Patricia Lester, MD
Leadership Team
Dr. Patricia Lester is the Jane and Marc Nathanson Professor of Psychiatry at the UCLA Semel Institute for Neuroscience and Human Behavior and David Geffen School of Medicine. She serves as the Vice Chair for Community Engagement, Director of the Division of Population Behavioral Health, Director of the Nathanson Family Resilience Center, Co-Director of the Center for Child Anxiety Resilience Education and Support, and part of the leadership team for the Pritzker Center for Strengthening Children and Families. She also serves as the Director of the Los Angeles County Department of Mental Health + UCLA Public Partnership for Wellbeing.
A board certified child and adolescent psychiatrist, Dr. Lester’s research, administrative and clinical work have been dedicated to the development, evaluation, and implementation of family centered prevention and treatment for families and children facing trauma and adversity within community ecosystems and service settings. She co-developed the family-centered preventive intervention FOCUS (Families OverComing Under Stress) which was designed to promote resilience and mitigate stress in families facing adversity, trauma and loss. Over the last 12 years, she has led the successful large-scale implementation of FOCUS as a public health continuum of preventive services to support military families facing deployments and other transitions for the Department of Defense, which has served over 1 million people.

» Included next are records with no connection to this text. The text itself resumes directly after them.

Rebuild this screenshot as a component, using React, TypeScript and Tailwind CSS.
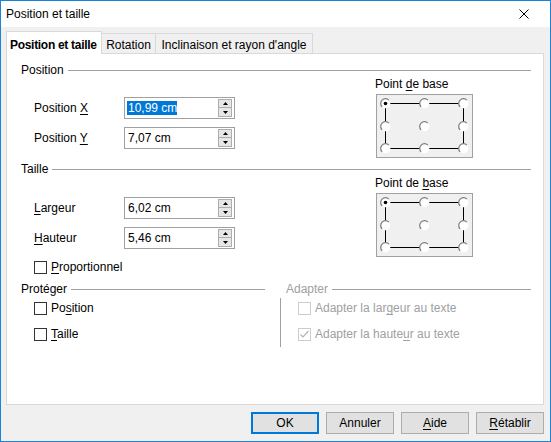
import React from "react";

const U = ({ children }: { children: React.ReactNode }) => (
  <span className="underline decoration-1 underline-offset-[2px]">{children}</span>
);

function Spin() {
  return (
    <div className="flex flex-col w-[14px] h-[18px]">
      <div className="h-[9px] border border-[#adadad] bg-[#e6e6e6] flex items-center justify-center">
        <svg width="5" height="3" viewBox="0 0 5 3" className="block">
          <path d="M2.5 0 L5 3 L0 3 Z" fill="#000" />
        </svg>
      </div>
      <div className="h-[9px] border border-t-0 border-[#adadad] bg-[#e6e6e6] flex items-center justify-center">
        <svg width="5" height="3" viewBox="0 0 5 3" className="block">
          <path d="M0 0 L5 0 L2.5 3 Z" fill="#000" />
        </svg>
      </div>
    </div>
  );
}

function Field({
  label,
  value,
  selected,
}: {
  label: React.ReactNode;
  value: string;
  selected?: boolean;
}) {
  return (
    <div className="flex items-center h-[22px]">
      <div className="w-[90px]">{label}</div>
      <div className="w-[111px] h-[22px] border border-[#a0a0a0] bg-white flex items-center justify-between pl-[2px] pr-[2px]">
        <span
          className={
            selected
              ? "bg-[#0078d7] text-white pl-[1px] leading-[14px]"
              : "pl-[1px] leading-[14px]"
          }
        >
          {value}
        </span>
        <Spin />
      </div>
    </div>
  );
}

function Header({
  children,
  disabled,
}: {
  children: React.ReactNode;
  disabled?: boolean;
}) {
  return (
    <div className="flex items-center h-[14px]">
      <span className={disabled ? "text-[#a0a0a0]" : "text-black"}>{children}</span>
      <div className="ml-[4px] h-px flex-1 bg-[#a0a0a0]" />
    </div>
  );
}

function Radio({ cx, cy, on }: { cx: number; cy: number; on?: boolean }) {
  const r = 4.8;
  const d = r * 0.7071;
  return (
    <g>
      <circle cx={cx} cy={cy} r={r} fill="#ffffff" />
      <path
        d={`M${cx - d} ${cy + d} A${r} ${r} 0 0 1 ${cx + d} ${cy - d}`}
        stroke="#7a7a7a"
        strokeWidth="1.2"
        fill="none"
      />
      {on && <circle cx={cx} cy={cy} r={1.8} fill="#000" />}
    </g>
  );
}

function BaseBox() {
  const xs = [8.5, 47.5, 86.5];
  const ys = [8.5, 31.5, 53.5];
  return (
    <div className="w-[97px] h-[64px] border border-[#a0a0a0] bg-[#f0f0f0]">
      <svg width="95" height="62" viewBox="0 0 95 62" className="block">
        <path d="M8.5 8.5 H86.5 V53.5 H8.5 Z" stroke="#000" strokeWidth="1" fill="none" />
        {ys.map((y, j) =>
          xs.map((x, i) => <Radio key={`${i}-${j}`} cx={x} cy={y} on={i === 0 && j === 0} />)
        )}
      </svg>
    </div>
  );
}

function Check({ checked, disabled }: { checked?: boolean; disabled?: boolean }) {
  return (
    <div
      className={
        disabled
          ? "w-[13px] h-[13px] border border-[#cccccc] bg-white flex items-center justify-center"
          : "w-[13px] h-[13px] border border-[#333333] bg-white flex items-center justify-center"
      }
    >
      {checked && (
        <svg width="11" height="11" viewBox="0 0 11 11" className="block">
          <path d="M1.5 5.5 L4 8 L9.5 2" stroke="#b5b5b5" strokeWidth="1.2" fill="none" />
        </svg>
      )}
    </div>
  );
}

function CheckRow({
  label,
  checked,
  disabled,
}: {
  label: React.ReactNode;
  checked?: boolean;
  disabled?: boolean;
}) {
  return (
    <div className="flex items-center h-[14px] gap-[4px]">
      <Check checked={checked} disabled={disabled} />
      <span className={disabled ? "text-[#a0a0a0]" : "text-black"}>{label}</span>
    </div>
  );
}

function PointDeBase({ label }: { label: React.ReactNode }) {
  return (
    <div className="ml-auto mr-[58px] w-[97px]">
      <div className="-ml-px whitespace-nowrap">{label}</div>
      <div className="mt-[3px]">
        <BaseBox />
      </div>
    </div>
  );
}

export default function App() {
  return (
    <div className="w-[551px] h-[442px] border border-[#1883d7] bg-[#f0f0f0] flex flex-col font-['Liberation_Sans',Arial,sans-serif] text-[12px] leading-[14px] text-black overflow-hidden">
      <div className="h-[26px] bg-white flex items-center pl-[5px] shrink-0">
        <span>Position et taille</span>
        <svg className="ml-auto mr-[21px] block" width="10" height="10" viewBox="0 0 10 10">
          <path d="M0.5 0.5 L9.5 9.5 M9.5 0.5 L0.5 9.5" stroke="#000" strokeWidth="1" />
        </svg>
      </div>
      <div className="flex-1 pt-[4px] pl-[5px] pr-[6px]">
        <div className="flex items-end h-[22px]">
          <div className="relative z-10 h-[23px] -mb-px w-[96px] bg-white border border-b-0 border-[#d9d9d9] pl-[3px] pt-[6px] font-bold tracking-[-0.3px] whitespace-nowrap">
            Position et taille
          </div>
          <div className="h-[20px] w-[54px] border border-l-0 border-b-0 border-[#d9d9d9] flex items-center justify-center pt-[2px]">
            Rotation
          </div>
          <div className="h-[20px] w-[157px] border border-l-0 border-b-0 border-[#d9d9d9] flex items-center justify-center pt-[2px] whitespace-nowrap">
            Inclinaison et rayon d'angle
          </div>
        </div>
        <div className="h-[352px] border border-[#d9d9d9] bg-white pl-[14px] pr-[12px] pt-[9px]">
          <Header>Position</Header>
          <div className="flex">
            <div className="pl-[13px] pt-[20px] flex flex-col gap-[8px]">
              <Field
                label={
                  <>
                    Position <U>X</U>
                  </>
                }
                value="10,99 cm"
                selected
              />
              <Field
                label={
                  <>
                    Position <U>Y</U>
                  </>
                }
                value="7,07 cm"
              />
            </div>
            <PointDeBase
              label={
                <>
                  Point <U>d</U>e base
                </>
              }
            />
          </div>

          <div className="mt-[4px]">
            <Header>Taille</Header>
          </div>
          <div className="flex">
            <div className="pl-[13px] pt-[21px] flex flex-col">
              <Field
                label={
                  <>
                    <U>L</U>argeur
                  </>
                }
                value="6,02 cm"
              />
              <div className="mt-[8px]">
                <Field
                  label={
                    <>
                      <U>H</U>auteur
                    </>
                  }
                  value="5,46 cm"
                />
              </div>
              <div className="mt-[11px]">
                <CheckRow
                  label={
                    <>
                      <U>P</U>roportionnel
                    </>
                  }
                />
              </div>
            </div>
            <PointDeBase
              label={
                <>
                  Point de <U>b</U>ase
                </>
              }
            />
          </div>

          <div className="flex mt-[8px]">
            <div className="w-[244px]">
              <Header>Protéger</Header>
              <div className="pl-[13px] pt-[5px] flex flex-col gap-[12px]">
                <CheckRow
                  label={
                    <>
                      Po<U>s</U>ition
                    </>
                  }
                />
                <CheckRow
                  label={
                    <>
                      <U>T</U>aille
                    </>
                  }
                />
              </div>
            </div>
            <div className="ml-[15px] flex-1">
              <div className="pl-[6px]">
                <Header disabled>Adapter</Header>
              </div>
              <div className="mt-[2px] border-l border-[#a0a0a0] pl-[17px] pt-[3px] pb-[6px] flex flex-col gap-[12px]">
                <CheckRow
                  disabled
                  label={
                    <>
                      Adapter la lar<U>g</U>eur au texte
                    </>
                  }
                />
                <CheckRow
                  disabled
                  checked
                  label={
                    <>
                      Adapter la haute<U>u</U>r au texte
                    </>
                  }
                />
              </div>
            </div>
          </div>
        </div>
        <div className="flex justify-end gap-[7px] mt-[7px]">
          <div className="w-[68px] h-[22px] border-2 border-[#0078d7] bg-[#e1e1e1] flex items-center justify-center">
            OK
          </div>
          <div className="w-[68px] h-[22px] border border-[#adadad] bg-[#e1e1e1] flex items-center justify-center">
            Annuler
          </div>
          <div className="w-[68px] h-[22px] border border-[#adadad] bg-[#e1e1e1] flex items-center justify-center">
            <span>
              <U>A</U>ide
            </span>
          </div>
          <div className="w-[68px] h-[22px] border border-[#adadad] bg-[#e1e1e1] flex items-center justify-center">
            <span>
              <U>R</U>établir
            </span>
          </div>
        </div>
      </div>
    </div>
  );
}
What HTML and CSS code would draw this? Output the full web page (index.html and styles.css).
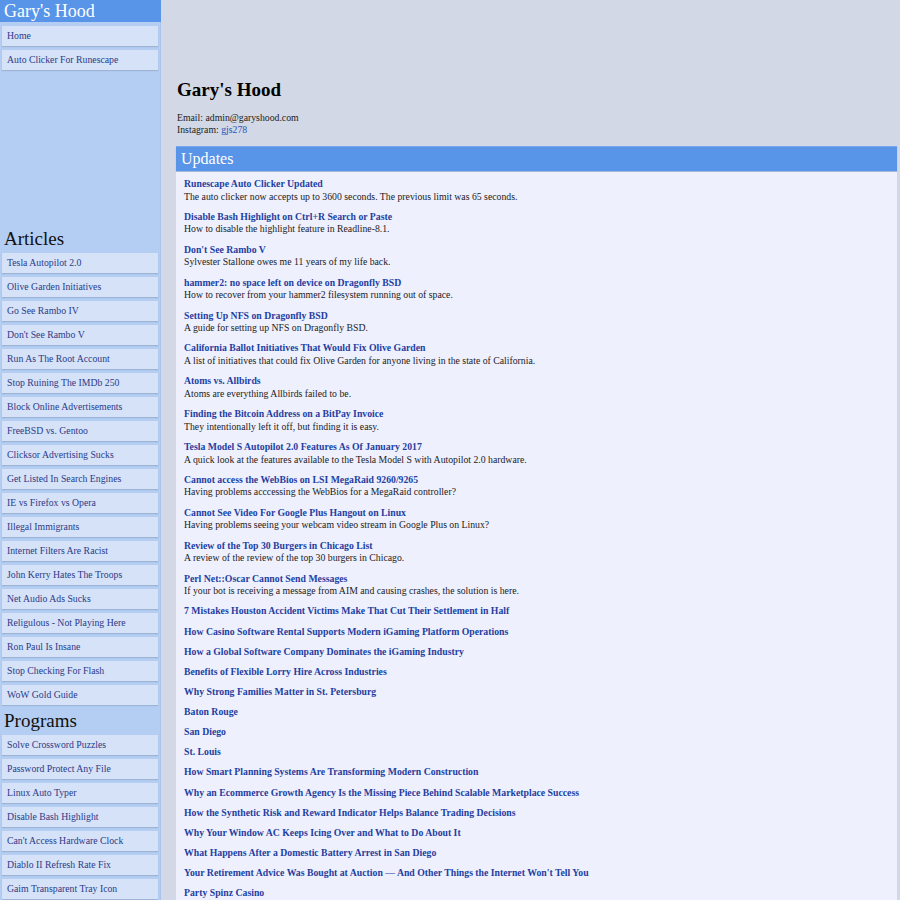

In Los Angeles County, Dr. Lester oversees a prevention learning management system (learn.wellbeing4LA.org) focused on the implementation of trauma and resilience informed practice across large systems of care. She also advises on the needs of military-connected children and families across military, university and non-profit agencies. She is currently a Co-Principal investigator NIMH R01 study to evaluate the longitudinal impact of adverse childhood events related to parental military service during early childhood on adolescent outcomes. Her work has been supported by the Department of Defense, the US Department of Navy Bureau of Medicine and Surgery, National Institute for Mental Health, and the National Institute of Child Health and Human Development.